Ben Egan’s career and reputation are little known and remain part mystery, part legend. Though Egan was predominantly a backup catcher during his four major-league seasons, he was an important cog for many of the best minor-league teams in baseball history. He was also an influential teammate and mentor during the early careers of three Hall of Fame pitchers, Lefty Grove, Stan Coveleski, and Babe Ruth. Egan spent about 22 years in professional baseball as a player, coach, and manager. When his professional coaching career ended in 1928 with the International League Baltimore Orioles at the age of 45, he continued managing and coaching for the next 15 years in his hometown.
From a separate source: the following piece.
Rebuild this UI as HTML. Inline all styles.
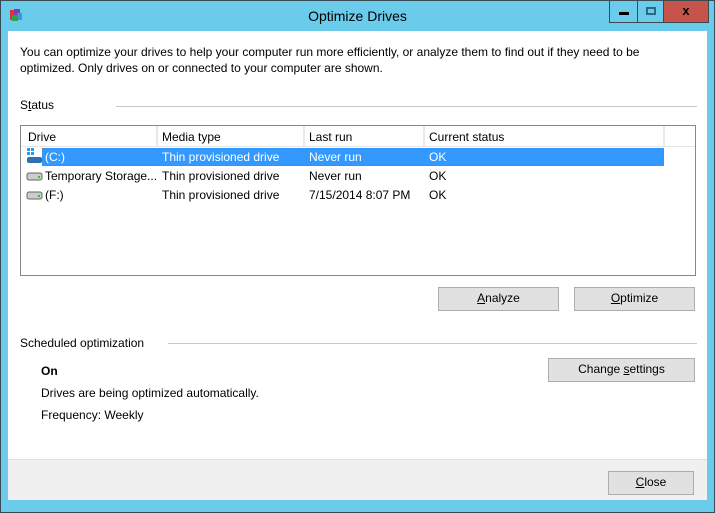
<!DOCTYPE html>
<html><head><style>
*{margin:0;padding:0;box-sizing:border-box}
body{width:715px;height:513px;overflow:hidden;font-family:"Liberation Sans",sans-serif;font-size:12px;color:#000;background:#fff}
.win{position:absolute;left:0;top:0;width:715px;height:513px;background:#6bcbea;border:1px solid #3a4a55}
.abs{position:absolute;white-space:nowrap}
.client{position:absolute;left:7px;top:30px;width:699px;height:469px;background:#fff}
.footer{position:absolute;left:0;top:428px;width:699px;height:41px;background:#f0f0f0;border-top:1px solid #dfdfdf}
.btn{position:absolute;background:#e1e1e1;border:1px solid #adadad;text-align:center;line-height:21px}
.cbtn{position:absolute;top:0;height:22px;border:1px solid #3a4a55;border-top:none}
</style></head><body>
<div class="win">
  <svg class="abs" style="left:7px;top:6px" width="16" height="16" viewBox="0 0 16 16"><rect x="2" y="3" width="6" height="10" fill="#d33"/><rect x="6" y="2" width="6" height="10" fill="#7a3fb0"/><rect x="9" y="6" width="5" height="7" fill="#4a8fd9"/><rect x="4" y="8" width="6" height="6" fill="#2da24a"/></svg>
  <div class="abs" style="left:0;width:713px;top:7px;text-align:center;font-size:14px;color:#000">Optimize Drives</div>
  <div class="cbtn" style="left:608px;width:29px;background:#6bcbea"><div style="position:absolute;left:9px;top:11px;width:10px;height:3px;background:#000"></div></div>
  <div class="cbtn" style="left:636px;width:27px;background:#6bcbea"><div style="position:absolute;left:8px;top:6px;width:10px;height:8px;border:2px solid #2a6a88"></div></div>
  <div class="cbtn" style="left:662px;width:46px;background:#c7544a;text-align:center;font-weight:bold;font-size:13px;line-height:20px">x</div>
  <div class="client">
    <div class="abs" style="left:12px;top:13px;line-height:16px;color:#000">You can optimize your drives to help your computer run more efficiently, or analyze them to find out if they need to be<br>optimized. Only drives on or connected to your computer are shown.</div>
    <div class="abs" style="left:12px;top:67px">S<u>t</u>atus</div>
    <div class="abs" style="left:108px;top:75px;width:581px;height:1px;background:#c8c8c8"></div>
    <div class="abs" style="left:12px;top:94px;width:676px;height:151px;border:1px solid #828790;background:#fff">
      <div class="abs" style="left:0;top:0;width:674px;height:21px;background:#fff;border-bottom:1px solid #e5e5e5"></div>
      <div class="abs" style="left:7px;top:4px">Drive</div>
      <div class="abs" style="left:135px;top:0;width:2px;height:21px;background:#e8e8e8"></div>
      <div class="abs" style="left:141px;top:4px">Media type</div>
      <div class="abs" style="left:282px;top:0;width:2px;height:21px;background:#e8e8e8"></div>
      <div class="abs" style="left:288px;top:4px">Last run</div>
      <div class="abs" style="left:402px;top:0;width:2px;height:21px;background:#e8e8e8"></div>
      <div class="abs" style="left:408px;top:4px">Current status</div>
      <div class="abs" style="left:642px;top:0;width:2px;height:21px;background:#e8e8e8"></div>
      <div class="abs" style="left:21px;top:22px;width:622px;height:18px;background:#3399ff;border:1px dotted #c86a1a"></div>
      <div class="abs" style="left:24px;top:24px;color:#fff">(C:)</div>
      <div class="abs" style="left:141px;top:24px;color:#fff">Thin provisioned drive</div>
      <div class="abs" style="left:288px;top:24px;color:#fff">Never run</div>
      <div class="abs" style="left:408px;top:24px;color:#fff">OK</div>
      <svg class="abs" style="left:5px;top:21px" width="18" height="18"><rect x="1" y="1" width="3" height="3" fill="#1ea1f1"/><rect x="5" y="1" width="3" height="3" fill="#1ea1f1"/><rect x="1" y="5" width="3" height="3" fill="#1ea1f1"/><rect x="5" y="5" width="3" height="3" fill="#1ea1f1"/><rect x="1" y="10" width="15" height="6" rx="2" fill="#2f6fb5"/></svg>
      <svg class="abs" style="left:5px;top:43px" width="18" height="14"><rect x="1" y="4" width="15" height="7" rx="2" fill="#ccc" stroke="#666"/><rect x="12" y="7" width="2" height="2" fill="#2c2"/></svg>
      <div class="abs" style="left:24px;top:43px">Temporary Storage...</div>
      <div class="abs" style="left:141px;top:43px">Thin provisioned drive</div>
      <div class="abs" style="left:288px;top:43px">Never run</div>
      <div class="abs" style="left:408px;top:43px">OK</div>
      <svg class="abs" style="left:5px;top:62px" width="18" height="14"><rect x="1" y="4" width="15" height="7" rx="2" fill="#ccc" stroke="#666"/><rect x="12" y="7" width="2" height="2" fill="#2c2"/></svg>
      <div class="abs" style="left:24px;top:62px">(F:)</div>
      <div class="abs" style="left:141px;top:62px">Thin provisioned drive</div>
      <div class="abs" style="left:288px;top:62px">7/15/2014 8:07 PM</div>
      <div class="abs" style="left:408px;top:62px">OK</div>
    </div>
    <div class="btn" style="left:430px;top:256px;width:121px;height:24px"><u>A</u>nalyze</div>
    <div class="btn" style="left:566px;top:256px;width:121px;height:24px"><u>O</u>ptimize</div>
    <div class="abs" style="left:12px;top:305px">Scheduled optimization</div>
    <div class="abs" style="left:160px;top:312px;width:529px;height:1px;background:#c8c8c8"></div>
    <div class="btn" style="left:540px;top:327px;width:147px;height:24px">Change <u>s</u>ettings</div>
    <div class="abs" style="left:33px;top:333px;font-weight:bold">On</div>
    <div class="abs" style="left:33px;top:355px">Drives are being optimized automatically.</div>
    <div class="abs" style="left:33px;top:377px">Frequency: Weekly</div>
    <div class="footer">
      <div class="btn" style="left:600px;top:11px;width:86px;height:24px"><u>C</u>lose</div>
    </div>
  </div>
</div>
</body></html>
Best known for catching Babe Ruth’s first professional game, a 6-0, six-hit shutout of Buffalo on April 22, 1914, Ben Egan was a backup major-league catcher, journeyman minor leaguer, captain, coach, manager, prankster, and because of his work ethic, hustle and playful enthusiasm, a fan favorite–a blue collar guy with a heart of gold from the Silver City. He may not have made direct impact on the big stage, but as Joe Stadtmiller of Sherrill, an old coach himself, wrote in a novel published in 2009, individual success isn’t all that important a legacy, “what matters most is the process itself, the impact we have on those we touch along the way.” - SABR

This was one of the A's for The_Game, by request. Some of the pictures when he was younger show a wider face but weren't good ones for a facegen, so I didn't make him too gaunt even though I probably used an older picture of him than his A's days.